Parameter | Required | Description |
---|---|---|
useInstanceProfile | Yes | Set the value to false . |
accessKey | Yes | The access key of an IAM user for accessing the S3 compatible storage. |
secretKey | Yes | The secret key of an IAM user for accessing the S3 compatible storage. |
enableSsl | Yes | Whether to enable SSL connection for accessing the S3 compatible storage. Set the value to true or false . |
endpoint | Yes | The S3 compatible storage endpoint. |
enablePathStyleAccess | Yes | Whether to use path-style access method when accessing the S3 compatible storage. Set the value to true or false . |
Google Cloud Storage
PuppyGraph supports Google Cloud Storage (GCS) as data storage with the following authentication methods:
Authentication with Instance-associated Service Account
Authentication with Service Account Key
"storage": {
"type": "GCS",
"serviceAccountEmail": "acc_name@project.iam.gserviceaccount.com",
"serviceAccountPrivateKeyId": "AKIAIOSFODNN7EXAMPLE",
"serviceAccountPrivateKey": "-----BEGIN PRIVATE KEY-----\nabcded\n-----END PRIVATE KEY-----\n"
}
The table below outlines the GCS parameters in the storage
section.
Parameter | Required | Description |
---|---|---|
type | Yes | The type of the data storage.
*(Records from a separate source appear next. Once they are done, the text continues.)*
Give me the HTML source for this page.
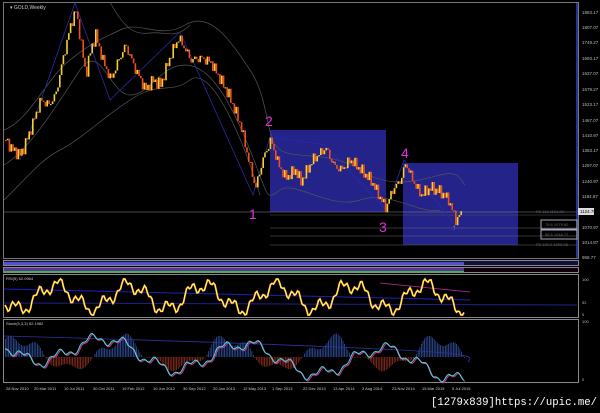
<!DOCTYPE html><html><head><meta charset="utf-8"><style>
html,body{margin:0;padding:0;background:#000;width:600px;height:413px;overflow:hidden}
svg{display:block;font-family:"Liberation Sans",sans-serif}
</style></head><body>
<svg id="s" width="600" height="413" viewBox="0 0 600 413">
<rect width="600" height="413" fill="#000"/>
<rect x="3.5" y="2.5" width="575" height="256" fill="none" stroke="#777" stroke-width="1"/>
<line x1="577" y1="3" x2="577" y2="258" stroke="#3344cc" stroke-width="1.5"/>
<text x="10" y="9" fill="#ccc" font-size="5">▾ GOLD,Weekly</text>
<rect x="270" y="130" width="116" height="82" fill="#23238a"/>
<rect x="403" y="163" width="115" height="82" fill="#23238a"/>
<g stroke="#888" stroke-width="0.6">
<line x1="4" y1="212" x2="577" y2="212"/>
<line x1="270" y1="215" x2="577" y2="215" stroke="#555"/>
<line x1="270" y1="228" x2="577" y2="228" stroke="#666"/>
<line x1="270" y1="236" x2="577" y2="236" stroke="#666"/>
<line x1="270" y1="245" x2="577" y2="245" stroke="#666"/>
</g>
<rect x="541" y="220" width="36" height="9" fill="none" stroke="#aab" stroke-width="1"/>
<rect x="541" y="230" width="36" height="9" fill="none" stroke="#aab" stroke-width="1"/>
<g fill="#666" font-size="4"><text x="545" y="226">78.6 1079.80</text><text x="545" y="236">88.6 1048.72</text><text x="536" y="213">FE 113 1121.20</text><text x="536" y="246">FE 100.0 1000.08</text></g>
<rect x="578" y="208" width="16" height="7" fill="#ddd"/><text x="580" y="213" font-size="4.5" fill="#000">1124.78</text>
<g fill="none" stroke="#555" stroke-width="0.7">
<path d="M4,130 C30,120 45,80 70,60 S100,40 120,30 S160,40 185,25 S230,40 250,70 S265,140 280,150 S330,150 360,170 S420,180 440,175 S460,180 465,185"/>
<path d="M4,165 C30,150 60,100 80,70 S110,95 130,95 S160,65 185,65 S230,100 250,150 S265,200 280,190 S330,210 360,200 S420,215 440,210"/>
<path d="M4,200 C25,180 40,160 60,150 S100,120 130,100 S170,95 190,80 S240,130 260,195"/>
<path d="M110,2 C125,30 135,35 150,33 S175,40 190,25"/>
</g>
<polyline fill="none" stroke="#2a2aa8" stroke-width="0.8" points="20,160 75,3 110,100 180,32 253,195 270,137 325,145 386,210 404,160 455,225"/>
<g id="c"></g>
<g fill="#e030e0" font-size="14"><text x="249" y="219">1</text><text x="265" y="126">2</text><text x="379" y="232">3</text><text x="401" y="158">4</text></g>
<text x="452" y="230" fill="#4aa0ff" font-size="8">↑</text>
<g fill="#bbb" font-size="4.5">
<text x="582" y="14">1863.17</text><text x="582" y="29">1807.07</text><text x="582" y="44">1749.27</text><text x="582" y="60">1693.17</text><text x="582" y="75">1637.07</text><text x="582" y="91">1579.27</text><text x="582" y="106">1523.17</text><text x="582" y="122">1467.07</text><text x="582" y="137">1410.97</text><text x="582" y="152">1353.17</text><text x="582" y="167">1297.07</text><text x="582" y="183">1240.97</text><text x="582" y="198">1184.87</text><text x="582" y="229">1070.97</text><text x="582" y="244">1014.87</text><text x="582" y="259">958.77</text>
</g>
<rect x="3.5" y="260.5" width="575" height="5" fill="#101040" stroke="#888" stroke-width="1"/>
<rect x="4" y="262" width="460" height="3" fill="#5050d0"/>
<rect x="3.5" y="267.5" width="575" height="5" fill="#100010" stroke="#888" stroke-width="1"/>
<rect x="4" y="268" width="460" height="4" fill="#6030a0"/>
<rect x="4" y="271" width="460" height="1.5" fill="#30c030"/>
<rect x="3.5" y="274.5" width="575" height="43" fill="none" stroke="#888" stroke-width="1"/>
<text x="6" y="280" fill="#ccc" font-size="4">RSI(5) 52.0964</text>
<line x1="4" y1="289" x2="470" y2="300" stroke="#2020c0"/>
<line x1="4" y1="303" x2="577" y2="305" stroke="#202090"/>
<line x1="380" y1="283" x2="470" y2="292" stroke="#c030a0" stroke-width="0.7"/>
<polyline id="rsim" fill="none" stroke="#c020c0" stroke-width="2"/>
<polyline id="rsi" fill="none" stroke="#ffff20" stroke-width="1.4"/>
<g fill="#bbb" font-size="4"><text x="582" y="281">100</text><text x="582" y="304">52</text><text x="582" y="316">0</text></g>
<rect x="3.5" y="319.5" width="575" height="63" fill="none" stroke="#888" stroke-width="1"/>
<text x="6" y="325" fill="#ccc" font-size="4">Stoch(5,3,3) 52.1982</text>
<g id="h"></g>
<path d="M4,336 C150,340 300,345 400,350 S460,360 470,362" fill="none" stroke="#3030a0" stroke-width="0.8"/>
<polyline id="st2" fill="none" stroke="#e03090" stroke-width="1"/>
<polyline id="st" fill="none" stroke="#40e0e0" stroke-width="1"/>
<g fill="#bbb" font-size="4"><text x="582" y="323">100</text><text x="582" y="381">0</text></g>
<g fill="#ccc" font-size="4">
<text x="6" y="390">28 Nov 2010</text><text x="34" y="390">20 Mar 2011</text><text x="64" y="390">10 Jul 2011</text><text x="93" y="390">30 Oct 2011</text><text x="122" y="390">19 Feb 2012</text><text x="153" y="390">10 Jun 2012</text><text x="183" y="390">30 Sep 2012</text><text x="213" y="390">20 Jan 2013</text><text x="243" y="390">12 May 2013</text><text x="272" y="390">1 Sep 2013</text><text x="303" y="390">22 Dec 2013</text><text x="333" y="390">13 Apr 2014</text><text x="362" y="390">3 Aug 2014</text><text x="392" y="390">23 Nov 2014</text><text x="422" y="390">15 Mar 2015</text><text x="452" y="390">5 Jul 2015</text>
</g>
<text x="431" y="405" fill="#fff" font-size="11" font-family="Liberation Mono, monospace" textLength="166" lengthAdjust="spacingAndGlyphs">[1279x839]https://upic.me/</text>
</svg>
<script>
var ns="http://www.w3.org/2000/svg";
var P=[[5,140],[12,150],[20,155],[28,135],[40,100],[48,105],[55,95],[62,60],[70,25],[75,10],[80,40],[85,75],[90,50],[95,35],[102,60],[110,80],[118,60],[125,45],[135,70],[145,90],[152,80],[160,85],[170,55],[178,38],[185,50],[190,60],[200,58],[210,62],[220,80],[228,95],[240,125],[248,160],[255,188],[262,160],[270,140],[278,165],[285,178],[295,170],[300,182],[312,160],[325,148],[333,165],[340,170],[350,160],[358,168],[370,180],[385,208],[392,190],[400,180],[405,163],[412,180],[420,195],[430,188],[440,192],[448,200],[455,220],[462,212]];
function py(x){for(var i=1;i<P.length;i++){if(x<=P[i][0]){var a=P[i-1],b=P[i];return a[1]+(b[1]-a[1])*(x-a[0])/(b[0]-a[0]);}}return P[P.length-1][1];}
var c=document.getElementById('c'),prev=py(5);
for(var x=5;x<=462;x+=1.8){
 var y=py(x)+4*Math.sin(x*1.7)+3*Math.sin(x*0.9);
 var top=Math.min(prev,y)-2-2*Math.abs(Math.sin(x*2.3)),bot=Math.max(prev,y)+2+2*Math.abs(Math.cos(x*1.9));
 var up=y<prev;
 var w=document.createElementNS(ns,'rect');w.setAttribute('x',x+0.5);w.setAttribute('width',0.6);w.setAttribute('y',top);w.setAttribute('height',bot-top);w.setAttribute('fill',up?'#e8c040':'#d03a20');c.appendChild(w);
 var b=document.createElementNS(ns,'rect');b.setAttribute('x',x);b.setAttribute('width',1.6);b.setAttribute('y',Math.min(prev,y));b.setAttribute('height',Math.max(1.2,Math.abs(prev-y)));b.setAttribute('fill',up?'#f5d030':'#f05020');c.appendChild(b);
 prev=y;
}
var r=[],s=[],s2=[],h=document.getElementById('h');
for(var x=5;x<=465;x+=1.5){
 var y=297+12*Math.sin(x*0.085)+6*Math.sin(x*0.29)+3*Math.sin(x*0.9);
 y=Math.max(279,Math.min(315,y));
 r.push(x+','+y.toFixed(1));
 var t=350+(x/465)*15+14*Math.sin(x*0.045)+5*Math.sin(x*0.19)+2*Math.sin(x*0.6)-10*Math.exp(-x/40);
 s.push(x+','+t.toFixed(1));s2.push((x+1)+','+(t+1).toFixed(1));
}
for(var x=5;x<=465;x+=1.6){var v=18*Math.sin(x*0.06+0.5)+6*Math.sin(x*0.21);
  var e=document.createElementNS(ns,'rect');e.setAttribute('x',x);e.setAttribute('width',0.8);
  if(v>0){e.setAttribute('y',357-v);e.setAttribute('height',v);e.setAttribute('fill','#3050a0');}
  else{e.setAttribute('y',357);e.setAttribute('height',-v*0.6);e.setAttribute('fill','#903020');}
  h.appendChild(e);}
document.getElementById('rsi').setAttribute('points',r.join(' '));
document.getElementById('rsim').setAttribute('points',r.join(' '));
document.getElementById('st').setAttribute('points',s.join(' '));
document.getElementById('st2').setAttribute('points',s2.join(' '));
</script>
</body></html>
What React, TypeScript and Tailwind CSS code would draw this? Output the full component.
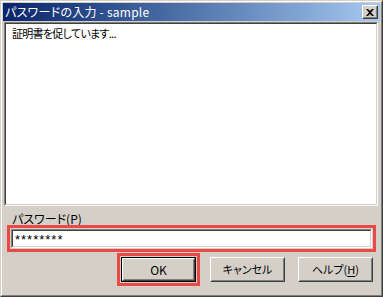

Set the value to GCS . |
useComputeEngineServiceAccount | No | Whether to use the service account associated to the compute engine instance for accessing GCS. Set the value to true or false . |
serviceAccountEmail | No | The email address of the service account for accessing GCS. Required by authentication with Service Account Key. |
serviceAccountPrivateKeyId | No | The private key id of the service account for accessing GCS. Required by authentication with Service Account Key. |
serviceAccountPrivateKey | No | The private key of the service account for accessing GCS. Required by authentication with Service Account Key. |
Azure Blob Storage
PuppyGraph supports Azure Blob Storage as data storage with the following authentication methods:
Authentication with Shared Key
"storage": {
"type": "AzureBlob",
"storageAccount": "<Azure_storage_account_name>",
"sharedKey": "<Azure_shared_key>"
}
Authentication with SAS (Shared Access Signatures) Token
"storage": {
"type": "AzureBlob",
"storageAccount": "<azure_storage_account_name>",
"storageContainer": "<azure_storage_container_name>",
"sasToken": "<azure_storage_container_sas_token>"
}
The following table describes the parameters you need to configure in storage
.
Parameter | Required | Description |
---|---|---|
type | Yes | The type of the data storage. Set the value toAzureBlob |
storageAccount | Yes | The name of the Azure Storage Account |
sharedKey | No | The Shared Key of the Azure Storage account |
storageContainer | No | The name of the Storage Container. |
sasToken | No | The account or container SAS Token. Required by Authentication with SAS (Shared Access Signatures) Token. |
Azure Data Lake Storage Gen2
PuppyGraph supports Azure Data Lake Storage Gen2 as data storage with the following authentication methods:
Authentication with Shared Key
"storage": {
"type": "AzureDLS2",
"storageAccount": "<azure_storage_account_name>",
"sharedKey": "<azure_shared_key>"
}
Authentication with Client Secret of Service Principal
"storage": {
"type": "AzureDLS2",
"clientId": "<azure_service_principal_client_id>",
"clientSecret": "<azure_service_principal_secret>",
"clientEndpoint": "<azure_service_principal_endpoint>"
}
Authentication with Managed Identities
"storage": {
"type": "AzureDLS2",
"useManagedIdentity": "true",
"clientId": "<azure_service_principal_client_id>",
"tenantId": "<azure_service_principal_tenant_id>"
}
The following table describes the parameters you need to configure in storage
.
Parameter | Required | Description |
---|---|---|
type | Yes | The type of the data storage. Set the value to AzureDLS2 |
storageAccount | No | The name of the Azure Storage Account |
sharedKey | No | The Shared Key of the Azure Storage account. |
clientId | No | The Client ID of the service principal. |
tenantId | No | The Tenant ID of the managed identity. |
clientSecret | No | The Client Secret of the service principal |
clientEndpoint | No | The Client Endpoint of service principal. |
useManagedIdentity | No | Whether to authenticate with Managed Identities. Set the value to true or false . |